Clue

The most important information in a Clue is the URL of the target page, with which DataScraper will load the target page into its embedded browser to extract data and new clues. With these new clues, DataScraper will extract more new clues. The processes repeat again and again and the Web is crawled wider and wider.

The original clue, the entrance to crawl the Web for a specific theme, is created by MetaStudio when defining a data schema against a sample page. What to do to define a data schema and to create an original clue is described on page MetaSeeker Cook Book#Scenario 2: collect information on commodities.

From the point of view of making use of clues by DataScraper, clues are grouped into two categories as follows:

  • In-thread clue: When DataScraper begin to crawl the Web according to one clue retrieved from the DataStore server, the workflow engine initiates one thread executing the task. In case that there are multiple pages in a forum and all the forum topics are to be extracted, DataScraper should turn the pages over again and again. In order to turn a page over, DataScraper extracts a clue implying next page on the current page, through which it can navigate to the next page. The clues of this type are not stored onto the DataStore server. Instead they are used within the current execution thread of the workflow.
  • New clue: During data and clue extraction, every clue of this type are stored in the SpiderClue table on DataStore server. DataScraper initiates a new workflow thread by retrieving a New clue in status start from DataStore server.

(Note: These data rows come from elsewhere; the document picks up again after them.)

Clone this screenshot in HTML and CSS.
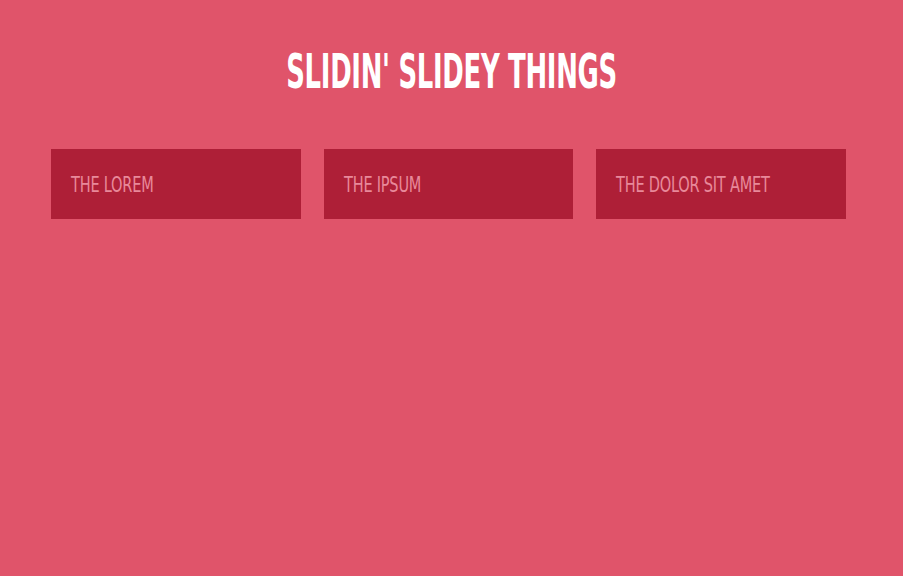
FILE: index.html
```html
<!DOCTYPE html>
<html>
<head>
<meta charset="utf-8">
<link rel="stylesheet" href="styles.css">
</head>
<body>
<div class="header"><h1 class="title">SLIDIN' SLIDEY THINGS</h1></div>
<div class="row">
  <div class="card"><span class="label">THE LOREM</span></div>
  <div class="card"><span class="label">THE IPSUM</span></div>
  <div class="card"><span class="label">THE DOLOR SIT AMET</span></div>
</div>
</body>
</html>
```
FILE: styles.css
```css
html, body {
  margin: 0;
  padding: 0;
  height: 100%;
}
body {
  background: #e0546a;
  font-family: "DejaVu Sans Condensed", "DejaVu Sans", sans-serif;
}
.header {
  display: flex;
  justify-content: center;
  padding-top: 44px;
}
.title {
  margin: 0;
  display: inline-block;
  color: #ffffff;
  font-size: 48px;
  font-weight: bold;
  line-height: 54px;
  letter-spacing: -0.5px;
  white-space: nowrap;
  transform: scaleX(0.6);
  transform-origin: center;
}
.row {
  display: flex;
  gap: 23px;
  padding: 51px 57px 0 51px;
}
.card {
  width: 250px;
  height: 70px;
  background: #ae1f37;
  display: flex;
  align-items: center;
  padding-left: 20px;
  box-sizing: border-box;
}
.label {
  display: inline-block;
  color: #e8899a;
  font-size: 22px;
  letter-spacing: -0.3px;
  white-space: nowrap;
  transform: scaleX(0.735);
  transform-origin: left center;
}
```
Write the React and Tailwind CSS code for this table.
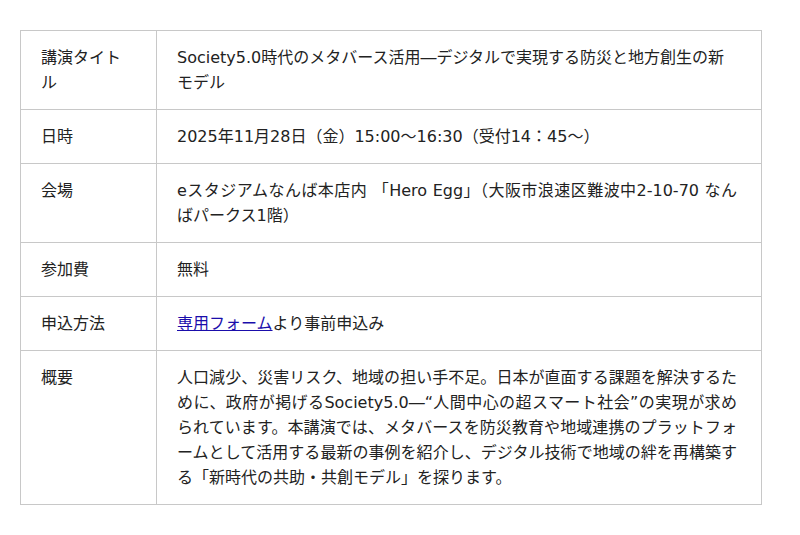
export default function App() {
  const rows = [
    ["講演タイトル", "Society5.0時代のメタバース活用―デジタルで実現する防災と地方創生の新モデル", false],
    ["日時", "2025年11月28日（金）15:00～16:30（受付14：45～）", true],
    ["会場", "eスタジアムなんば本店内 「Hero Egg」（大阪市浪速区難波中2-10-70 なんばパークス1階）", true],
    ["参加費", "無料", true],
    ["申込方法", null, true],
    ["概要", "人口減少、災害リスク、地域の担い手不足。日本が直面する課題を解決するために、政府が掲げるSociety5.0―“人間中心の超スマート社会”の実現が求められています。本講演では、メタバースを防災教育や地域連携のプラットフォームとして活用する最新の事例を紹介し、デジタル技術で地域の絆を再構築する「新時代の共助・共創モデル」を探ります。", true],
  ];
  return (
    <div className="bg-white min-h-[535px] pt-[30px] pl-[20px]" style={{ fontFamily: '"DejaVu Sans", "Noto Sans CJK JP", sans-serif' }}>
      <table className="w-[742px] border-collapse text-[16px] leading-[25px] text-[#222]">
        <tbody>
          {rows.map(([label, value, justify], i) => (
            <tr key={i}>
              <td className="w-[136px] border border-[#c8c8c8] px-[20px] py-[14px] align-top text-left">{label}</td>
              <td className={"border border-[#c8c8c8] pl-[20px] pr-[24px] py-[14px] align-top " + (justify ? "text-justify" : "text-left")}>
                {value === null ? (
                  <>
                    <a href="#" className="text-[#1a0dab] underline">専用フォーム</a>より事前申込み
                  </>
                ) : (
                  value
                )}
              </td>
            </tr>
          ))}
        </tbody>
      </table>
    </div>
  );
}
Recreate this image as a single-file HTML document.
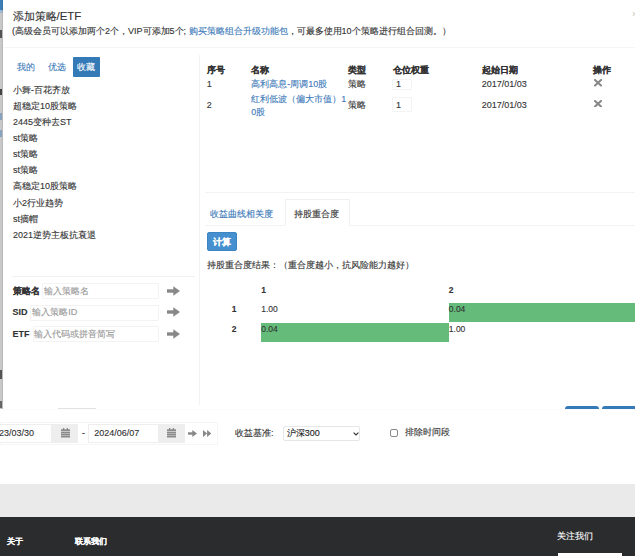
<!DOCTYPE html>
<html><head><meta charset="utf-8">
<style>
*{box-sizing:border-box;margin:0;padding:0}
html,body{width:635px;height:556px;overflow:hidden;background:#fff;font-family:"Liberation Sans",sans-serif;color:#333;position:relative}
.a{position:absolute;white-space:nowrap;line-height:1;-webkit-text-stroke:0.12px currentColor}
.page{position:absolute;left:0;top:0;width:635px;height:556px}
.strip{position:absolute;left:0;top:0;width:3px;height:409px;background:#c9c9c9}
.modal{position:absolute;left:3px;top:0;width:700px;height:409px;background:#fff;overflow:hidden;box-shadow:-1px 0 1px rgba(0,0,0,.08)}
.hdr-line{position:absolute;left:0;top:47px;width:700px;height:1px;background:#f5f5f5}
.vline{position:absolute;left:196px;top:55px;width:1px;height:350px;background:#f2f2f2}
.t9{font-size:9px}
.modal .t9{margin-top:0.7px}
.link{color:#3c7ab9}
.b{font-weight:bold}
.pill{position:absolute;left:69.5px;top:57.3px;width:27.6px;height:19.6px;background:#337ab7;border-radius:1px}
.inp{position:absolute;border:1px solid #f3f3f3;border-radius:1px}
.green{position:absolute;background:#64bb7a}
.footer{position:absolute;left:0;top:516.5px;width:635px;height:40px;background:#2b2c2e}
.gray{position:absolute;left:0;top:483.5px;width:635px;height:33px;background:#eaeaea}
</style></head><body>
<div class="page">
  <div class="strip"></div>
  <div style="position:absolute;left:0;top:0;width:3px;height:10px;background:#3d7fb9"></div>
  <div style="position:absolute;left:0;top:10px;width:3px;height:3px;background:#9fb9cf"></div>
  <div style="position:absolute;left:0;top:30px;width:2px;height:8px;background:#555"></div>
  <div style="position:absolute;left:0;top:89px;width:2px;height:6px;background:#444"></div>
  <div style="position:absolute;left:0;top:113px;width:2px;height:7px;background:#8aa4c0"></div>
  <div style="position:absolute;left:0;top:130px;width:2px;height:7px;background:#8aa4c0"></div>
  <div style="position:absolute;left:0;top:370px;width:2px;height:9px;background:#555"></div>
  <div style="position:absolute;left:0;top:401px;width:2px;height:7px;background:#666"></div>
  <div class="modal">
    <div class="a" style="left:9.6px;top:10.7px;font-size:11.4px">添加策略/ETF</div>
    <div class="a" style="left:9px;top:26.5px;font-size:9px">(高级会员可以添加两个2个，VIP可添加5个; <span class="link">购买策略组合升级功能包</span>，可最多使用10个策略进行组合回测。）</div>
    <div class="a" style="left:629px;top:10px;font-size:9px;color:#ccc">×</div>
    <div class="hdr-line"></div>
    <div class="vline"></div>
    <!-- left tabs -->
    <div class="a t9 link" style="left:14.3px;top:62.8px">我的</div>
    <div class="a t9 link" style="left:44.7px;top:62.8px">优选</div>
    <div class="pill"></div>
    <div class="a t9" style="left:74px;top:62.8px;color:#fff">收藏</div>
    <!-- list -->
    <div class="a t9" style="left:10px;top:85px">小舞-百花齐放</div>
    <div class="a t9" style="left:10px;top:101.1px">超稳定10股策略</div>
    <div class="a t9" style="left:10px;top:117.2px">2445变种去ST</div>
    <div class="a t9" style="left:10px;top:133.4px">st策略</div>
    <div class="a t9" style="left:10px;top:149.5px">st策略</div>
    <div class="a t9" style="left:10px;top:165.6px">st策略</div>
    <div class="a t9" style="left:10px;top:181.8px">高稳定10股策略</div>
    <div class="a t9" style="left:10px;top:197.9px">小2行业趋势</div>
    <div class="a t9" style="left:10px;top:214px">st摘帽</div>
    <div class="a t9" style="left:10px;top:230.1px">2021逆势主板抗衰退</div>
    <!-- form -->
    <div style="position:absolute;left:9px;top:276px;width:183px;height:1px;background:#f0f0f0"></div>
    <div class="inp" style="left:38.7px;top:283.2px;width:117.3px;height:16px"></div>
    <div class="inp" style="left:27px;top:304.6px;width:129px;height:16px"></div>
    <div class="inp" style="left:30px;top:326px;width:126px;height:16px"></div>
    <div class="a t9 b" style="left:9.6px;top:286.8px">策略名</div>
    <div class="a t9" style="left:41px;top:286.8px;color:#999">输入策略名</div>
    <div class="a t9 b" style="left:9.6px;top:307.7px">SID</div>
    <div class="a t9" style="left:29.3px;top:307.7px;color:#999">输入策略ID</div>
    <div class="a t9 b" style="left:9.6px;top:329.3px">ETF</div>
    <div class="a t9" style="left:31.3px;top:329.3px;color:#999">输入代码或拼音简写</div>
    <svg style="position:absolute;left:164.3px;top:286.2px" width="13" height="10" viewBox="0 0 13 10"><rect x="0" y="3.3" width="7.5" height="3.4" fill="#888"/><path d="M6.3 0.2 L13 5 L6.3 9.8 Z" fill="#888"/></svg>
    <svg style="position:absolute;left:164.3px;top:306.9px" width="13" height="10" viewBox="0 0 13 10"><rect x="0" y="3.3" width="7.5" height="3.4" fill="#888"/><path d="M6.3 0.2 L13 5 L6.3 9.8 Z" fill="#888"/></svg>
    <svg style="position:absolute;left:164.3px;top:328.9px" width="13" height="10" viewBox="0 0 13 10"><rect x="0" y="3.3" width="7.5" height="3.4" fill="#888"/><path d="M6.3 0.2 L13 5 L6.3 9.8 Z" fill="#888"/></svg>
    <!-- table -->
    <div class="a t9 b" style="left:203.7px;top:65.5px">序号</div>
    <div class="a t9 b" style="left:248.2px;top:65.5px">名称</div>
    <div class="a t9 b" style="left:345.2px;top:65.5px">类型</div>
    <div class="a t9 b" style="left:389.8px;top:65.5px">仓位权重</div>
    <div class="a t9 b" style="left:478.7px;top:65.5px">起始日期</div>
    <div class="a t9 b" style="left:590.4px;top:65.5px">操作</div>
    <div class="a t9" style="left:203.7px;top:79px">1</div>
    <div class="a t9 link" style="left:248.2px;top:79px">高利高息-周调10股</div>
    <div class="a t9" style="left:345.2px;top:79px">策略</div>
    <div class="inp" style="left:389px;top:78.6px;width:19.7px;height:11.8px"></div>
    <div class="a t9" style="left:393px;top:79px">1</div>
    <div class="a t9" style="left:478.7px;top:79px">2017/01/03</div>
    <svg style="position:absolute;left:590.5px;top:79.4px" width="8" height="7.5" viewBox="0 0 8 7.5"><path d="M1 1 L7 6.5 M7 1 L1 6.5" stroke="#888" stroke-width="2.1" stroke-linecap="round"/></svg>
    <div class="a t9" style="left:203.7px;top:100px">2</div>
    <div class="a t9 link" style="left:248.2px;top:92px;line-height:13.5px">红利低波（偏大市值）1<br>0股</div>
    <div class="a t9" style="left:345.2px;top:100px">策略</div>
    <div class="inp" style="left:389px;top:96.7px;width:19.7px;height:15.8px"></div>
    <div class="a t9" style="left:393px;top:100px">1</div>
    <div class="a t9" style="left:478.7px;top:100.3px">2017/01/03</div>
    <svg style="position:absolute;left:590.5px;top:99.5px" width="8" height="7.5" viewBox="0 0 8 7.5"><path d="M1 1 L7 6.5 M7 1 L1 6.5" stroke="#888" stroke-width="2.1" stroke-linecap="round"/></svg>
    <!-- tabs right -->
    <div style="position:absolute;left:202px;top:192px;width:500px;height:1px;background:#f3f3f3"></div>
    <div style="position:absolute;left:202px;top:225px;width:500px;height:1px;background:#f2f2f2"></div>
    <div style="position:absolute;left:281.7px;top:199.3px;width:65.1px;height:26.7px;background:#fff;border:1px solid #f0f0f0;border-bottom-color:#fff"></div>
    <div class="a t9 link" style="left:206.7px;top:209px">收益曲线相关度</div>
    <div class="a t9" style="left:291px;top:209px">持股重合度</div>
    <div style="position:absolute;left:203.9px;top:232.3px;width:30.2px;height:18.9px;background:#4690cf;border:1px solid #3d84c2;border-radius:2px"></div>
    <div class="a t9 b" style="left:210px;top:237.3px;color:#fff">计算</div>
    <div class="a t9" style="left:203.9px;top:260px">持股重合度结果：（重合度越小，抗风险能力越好）</div>
    <!-- matrix -->
    <div class="a b" style="left:258.2px;top:285.5px;font-size:8.5px">1</div>
    <div class="a b" style="left:445.8px;top:285.5px;font-size:8.5px">2</div>
    <div class="a b" style="left:228.7px;top:305px;font-size:8.5px">1</div>
    <div class="a b" style="left:228.7px;top:324.5px;font-size:8.5px">2</div>
    <div class="green" style="left:445.8px;top:302.8px;width:260px;height:19px"></div>
    <div class="green" style="left:257.6px;top:322.6px;width:188.2px;height:19.2px"></div>
    <div class="a" style="left:258.2px;top:305px;font-size:8.5px">1.00</div>
    <div class="a" style="left:445.8px;top:305px;font-size:8.5px">0.04</div>
    <div class="a" style="left:258.2px;top:324.5px;font-size:8.5px">0.04</div>
    <div class="a" style="left:445.8px;top:324.5px;font-size:8.5px">1.00</div>
    <!-- clipped buttons -->
    <div style="position:absolute;left:562px;top:406px;width:34px;height:20px;background:#337ab7;border-radius:3px"></div>
    <div style="position:absolute;left:599px;top:406px;width:60px;height:20px;background:#337ab7;border-radius:3px"></div>
    <div style="position:absolute;left:55px;top:408px;width:38px;height:1px;background:#e2e2e2"></div>
  </div>
  <!-- page below -->
  <div style="position:absolute;left:0;top:421.5px;width:218px;height:23px;border:1px solid #f6f6f6"></div>
  <div style="position:absolute;left:-20px;top:423.7px;width:72px;height:19px;border:1px solid #eee;background:#fff"></div>
  <div class="a" style="left:-1px;top:428.5px;font-size:9px">23/03/30</div>
  <div style="position:absolute;left:52px;top:423.7px;width:26px;height:19px;background:#eee"></div><svg style="position:absolute;left:60.5px;top:428.3px" width="9" height="9.5" viewBox="0 0 9 9.5"><rect x="0" y="1.3" width="9" height="8.2" fill="#8a8a8a"/><rect x="2" y="0" width="1.3" height="2" fill="#8a8a8a"/><rect x="5.7" y="0" width="1.3" height="2" fill="#8a8a8a"/><rect x="0" y="3.2" width="9" height="0.7" fill="#e4e4e4"/><rect x="0" y="5.2" width="9" height="0.6" fill="#d0d0d0"/><rect x="0" y="7.2" width="9" height="0.6" fill="#d0d0d0"/></svg>
  <div class="a" style="left:82px;top:428.5px;font-size:9px">-</div>
  <div style="position:absolute;left:88.2px;top:423.7px;width:71.2px;height:19px;border:1px solid #eee;background:#fff"></div>
  <div class="a" style="left:94.3px;top:428.5px;font-size:9px">2024/06/07</div>
  <div style="position:absolute;left:159.4px;top:423.7px;width:25.3px;height:19px;background:#eee"></div><svg style="position:absolute;left:167px;top:428.3px" width="9" height="9.5" viewBox="0 0 9 9.5"><rect x="0" y="1.3" width="9" height="8.2" fill="#8a8a8a"/><rect x="2" y="0" width="1.3" height="2" fill="#8a8a8a"/><rect x="5.7" y="0" width="1.3" height="2" fill="#8a8a8a"/><rect x="0" y="3.2" width="9" height="0.7" fill="#e4e4e4"/><rect x="0" y="5.2" width="9" height="0.6" fill="#d0d0d0"/><rect x="0" y="7.2" width="9" height="0.6" fill="#d0d0d0"/></svg>
  <svg style="position:absolute;left:187.6px;top:429.8px" width="9" height="7" viewBox="0 0 9 7"><rect x="0" y="2.3" width="5" height="2.4" fill="#888"/><path d="M4.3 0 L9 3.5 L4.3 7 Z" fill="#888"/></svg>
  <svg style="position:absolute;left:202.7px;top:429.5px" width="8.2" height="7" viewBox="0 0 8.2 7"><path d="M0 0 L4.1 3.5 L0 7 Z M4.1 0 L8.2 3.5 L4.1 7 Z" fill="#888"/></svg>
  <div class="a" style="left:234.9px;top:429px;font-size:9px">收益基准:</div>
  <div style="position:absolute;left:283.4px;top:425.7px;width:76.6px;height:15.4px;border:1px solid #e6e6e6;border-radius:2px;background:#fff"></div>
  <div class="a" style="left:286.7px;top:429px;font-size:9px;color:#222">沪深300</div><svg style="position:absolute;left:352.8px;top:431.5px" width="6" height="4" viewBox="0 0 6 4"><path d="M0.6 0.6 L3 3 L5.4 0.6" stroke="#333" stroke-width="1.1" fill="none"/></svg>
  <div style="position:absolute;left:389.6px;top:429.3px;width:8.5px;height:7.8px;border:1px solid #8a8a8a;border-radius:2px"></div>
  <div class="a" style="left:404.8px;top:428.1px;font-size:9px">排除时间段</div>
  <div class="gray"></div>
  <div class="footer"></div>
  <div class="a b" style="left:6.6px;top:537.5px;font-size:8px;color:#fff">关于</div>
  <div class="a b" style="left:74.7px;top:537.5px;font-size:8px;color:#fff">联系我们</div>
  <div class="a" style="left:557px;top:531.8px;font-size:9px;color:#fff">关注我们</div>
  <div style="position:absolute;left:557.5px;top:552.5px;width:64.3px;height:10px;background:#fff"></div>
</div>
</body></html>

From the point of view of extracting new clues from a target page by DataScraper, clues are grouped into five categories as follows:

  • Info Clue: A clue in this type is extracted according to a data extraction rule instead of a clue extraction rule. In this case, the extracted data snippet is presented as a hyper-link from which a clue can be extracted at the same time.
  • Single Clue: A clue in this type is extracted from a fixed location on the target page according to a clue extraction rule. So the extraction rule is most prone to fail confronting changes in HTML DOM structure.
  • Marker Clue: A clue is extracted within a scope on the target page through matching a mark which is a character string embraced by an HTML A tag and should appear within the scope. For example, the forum topics are paginated and there is a mark, e.g. next page, for navigating to next page. Over this mark, a Marker Clue can be defined which is used by DataScraper to navigate to next page.
  • Pattern Clue: A series of clues are extracted within a scope of target HTML document according to patterns of URL's character strings. For example, all clues contain http://www.gooseeker.com are extracted in a specific scope of target page.
  • Relative Clue: After a referred HTML DOM node has been determined in a scope of target page, a relative clue can be extracted from the next sibling node of same type. For example, marks [1] [2] [3] designate paginenting. Assumed we were browsing page [2], we assigned the node presented as [2] as the reference point. Then we could extract a clue from the node presented as [3].